22nd Aero Squadron SPAD S.XIII Model
Fly with the 22nd Aero Squadron in this hand crafted French biplane fighter aircraft, SPAD S.XIII Model. Each piece is carved from wood and hand painted to provide a piece you’ll love.
- Length – 13.5 inches Wingspan – 18 inches
- Made from Mahogany
- US Veteran Owned Business
The 22nd Aero Squadron was a United States Army Air Service unit that fought on the Western Front during World War I.
The squadron was assigned as a Day Pursuit (Fighter) Squadron as part of the 2nd Pursuit Group, First United States Army. Its mission was to engage and clear enemy aircraft from the skies and provide escort to reconnaissance and bombardment squadrons over enemy territory. It also attacked enemy observation balloons, and perform close air support and tactical bombing attacks of enemy forces along the front lines.
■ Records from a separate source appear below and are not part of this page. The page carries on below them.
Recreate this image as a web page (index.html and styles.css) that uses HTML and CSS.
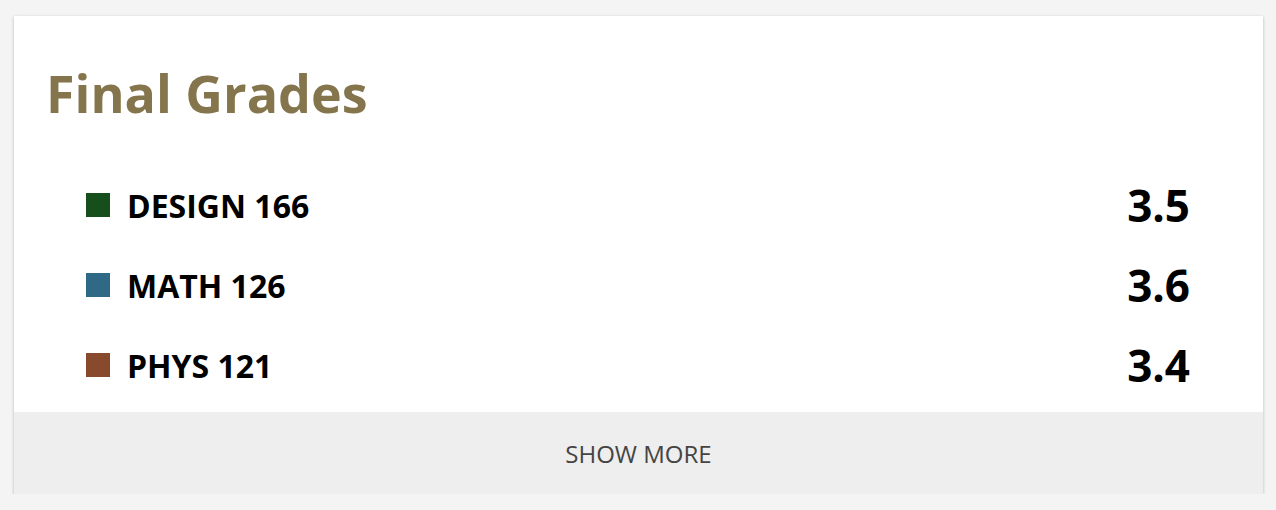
FILE: index.html
```html
<!DOCTYPE html>
<html lang="en">
<head>
    <meta charset="UTF-8">
    <meta name="viewport" content="width=device-width, initial-scale=1.0">
    <title>Final Grades</title>
    <link rel="stylesheet" href="styles.css">
</head>
<body>

<div class="card">
    <h1 class="card-title">Final Grades</h1>
    <ul class="grades">
        <li class="grade-row">
            <span class="swatch swatch-design"></span>
            <span class="course">DESIGN 166</span>
            <span class="grade">3.5</span>
        </li>
        <li class="grade-row">
            <span class="swatch swatch-math"></span>
            <span class="course">MATH 126</span>
            <span class="grade">3.6</span>
        </li>
        <li class="grade-row">
            <span class="swatch swatch-phys"></span>
            <span class="course">PHYS 121</span>
            <span class="grade">3.4</span>
        </li>
    </ul>
    <div class="show-more">SHOW MORE</div>
</div>

</body>
</html>
```

FILE: styles.css
```css
body {
    font-family: "Open Sans", "Liberation Sans", sans-serif;
    background-color: #f4f4f4;
    margin: 0;
    padding: 16px 13px 0 14px;
}
.card {
    background-color: white;
    box-shadow: 0 1px 3px rgba(0, 0, 0, 0.25);
}
.card-title {
    margin: 0;
    padding: 45px 32px 0 32px;
    font-size: 52px;
    font-weight: 700;
    line-height: 64px;
    color: #85754d;
}
.grades {
    list-style: none;
    margin: 0;
    padding: 40px 73px 7px 72px;
}
.grade-row {
    display: flex;
    align-items: center;
    height: 80px;
}
.swatch {
    width: 24px;
    height: 24px;
    margin-right: 17px;
}
.swatch-design {
    background-color: #174f1c;
}
.swatch-math {
    background-color: #2f6986;
}
.swatch-phys {
    background-color: #874a2d;
}
.course {
    flex: 1;
    font-size: 32px;
    font-weight: 700;
    color: #000;
}
.grade {
    font-size: 44px;
    font-weight: 700;
    color: #000;
}
.show-more {
    background-color: #eeeeee;
    height: 82px;
    display: flex;
    justify-content: center;
    align-items: center;
    font-size: 24px;
    color: #444;
}
```
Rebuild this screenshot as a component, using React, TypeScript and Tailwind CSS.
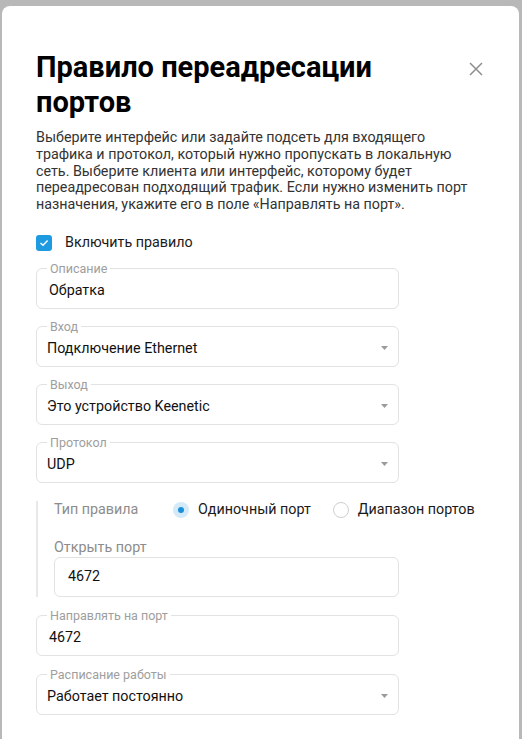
import React from "react";

const font = { fontFamily: "Roboto, 'Noto Sans', Arial, sans-serif" };

function Caret() {
  return (
    <svg width="7" height="4" viewBox="0 0 7 4" className="shrink-0">
      <path d="M0 0 L7 0 L3.5 4 Z" fill="#9a9a9a" />
    </svg>
  );
}

function Field({ label, value, select }: { label: string; value: string; select?: boolean }) {
  return (
    <fieldset className="border border-[#e2e2e2] rounded-[6px] w-[363px]">
      <legend className="ml-[10px] px-[3px] text-[12.5px] leading-[16px] text-[#9e9e9e]">{label}</legend>
      <div className={`flex items-center justify-between pt-[2px] pb-[7px] ${select ? "pl-[10px] pr-[10px]" : "pl-[12px] pr-[12px]"}`}>
        <span className="text-[14.3px] leading-[22px] text-[#111]">{value}</span>
        {select && <Caret />}
      </div>
    </fieldset>
  );
}

function Radio({ checked, label }: { checked?: boolean; label: string }) {
  return (
    <div className="flex items-center whitespace-nowrap">
      {checked ? (
        <span className="w-[16px] h-[16px] rounded-full bg-[#d4eaf8] flex items-center justify-center">
          <span className="w-[6px] h-[6px] rounded-full bg-[#1a90d8]" />
        </span>
      ) : (
        <span className="w-[16px] h-[16px] rounded-full border border-[#cfcfcf] bg-white" />
      )}
      <span className="ml-[9px] text-[14.3px] text-[#1a1a1a]">{label}</span>
    </div>
  );
}

export default function App() {
  return (
    <div style={font} className="w-[522px] h-[739px] bg-[#b8b8b8] overflow-hidden pt-[6px] pl-[2px] pr-[3px]">
      <div className="bg-white rounded-t-[8px] h-[760px] pl-[34px] pr-[38px] pt-[44px]">
        {/* header */}
        <div className="flex items-start justify-between">
          <h1 className="text-[29px] leading-[35px] font-bold text-black max-w-[400px]">
            Правило переадресации портов
          </h1>
          <button className="mt-[12px] mr-[-2px]">
            <svg width="14" height="14" viewBox="0 0 14 14">
              <path d="M1 1 L13 13 M13 1 L1 13" stroke="#8e8e8e" strokeWidth="1.5" />
            </svg>
          </button>
        </div>

        <p className="mt-[9px] text-[14.3px] leading-[16.8px] text-[#333]">
          Выберите интерфейс или задайте подсеть для входящего трафика и протокол, который нужно пропускать в локальную
          сеть. Выберите клиента или интерфейс, которому будет переадресован подходящий трафик. Если нужно изменить порт
          назначения, укажите его в поле «Направлять на порт».
        </p>

        {/* enable */}
        <div className="mt-[20px] h-[20px] flex items-center">
          <span className="w-[16px] h-[16px] rounded-[3px] bg-[#1e9be0] flex items-center justify-center">
            <svg width="10" height="8" viewBox="0 0 10 8">
              <path d="M1.5 4 L4 6.3 L8.6 1.6" stroke="white" strokeWidth="1.4" fill="none" />
            </svg>
          </span>
          <span className="ml-[13px] text-[14.3px] text-[#1a1a1a]">Включить правило</span>
        </div>

        <div className="mt-[8px] flex flex-col gap-[10px]">
          <Field label="Описание" value="Обратка" />
          <Field label="Вход" value="Подключение Ethernet" select />
          <Field label="Выход" value="Это устройство Keenetic" select />
          <Field label="Протокол" value="UDP" select />
        </div>

        {/* rule type */}
        <div className="mt-[18px] border-l-2 border-[#e8e8e8] pl-[16px]">
          <div className="h-[18px] flex items-center">
            <span className="w-[119px] shrink-0 text-[14.3px] text-[#8c8c8c]">Тип правила</span>
            <Radio checked label="Одиночный порт" />
            <div className="ml-[22px]">
              <Radio label="Диапазон портов" />
            </div>
          </div>
          <div className="mt-[18px] text-[14.3px] leading-[20px] text-[#8c8c8c]">Открыть порт</div>
          <div className="w-[345px] h-[40px] border border-[#e2e2e2] rounded-[6px] flex items-center px-[13px]">
            <span className="text-[14.3px] text-[#111]">4672</span>
          </div>
        </div>

        <div className="mt-[11px] flex flex-col gap-[11px]">
          <Field label="Направлять на порт" value="4672" />
          <Field label="Расписание работы" value="Работает постоянно" select />
        </div>
      </div>
    </div>
  );
}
After the 1918 Armistice with Germany, the squadron returned to the United States in June 1919 and was demobilized.
In April 1937 its lineage and history was consolidated with those of the United States Army Air Corps 22nd Observation Squadron.
The 22nd Aero Squadron was organized at Kelly Field, Texas, on 16 June 1917. Initially 150 men, it was later expanded to a size of 200. Once organized, the 22nd was sent to Toronto, Ontario, Canada, on 9 August to begin formal training under the auspices of the Royal Flying Corps at their facilities. In Canada, the squadron trained on the Curtiss JN-4 “Jenny”, and detachments attended schools at locations around the Toronto area. The men received instruction on engine and aircraft maintenance.
On 19 October the squadron finished its initial training and was sent to Hicks Field, near Fort Worth, Texas. Hicks was also designated Field No. 1 of the Camp Taliaferro training complex, operated also by the British Royal Flying Corps. When the squadron arrived, Hicks Field was still under construction; however, flying training in the JN-4 was conducted and 42 flight cadets soloed in the Jenny. Orders were received for overseas movement to France, and the squadron left for the Aviation Concentration Center, Long Island, on 21 January 1918, arriving on the 25th. The squadron boarded the RMS Adriatic in New York Harbor on the 31st, arriving in Liverpool, England on 16 February after an uneventful voyage and proceeding to a “Rest Camp”, where the pilots were sent to various advanced training schools in England, while the enlisted support personnel were sent to France for training with RFC units on the continent.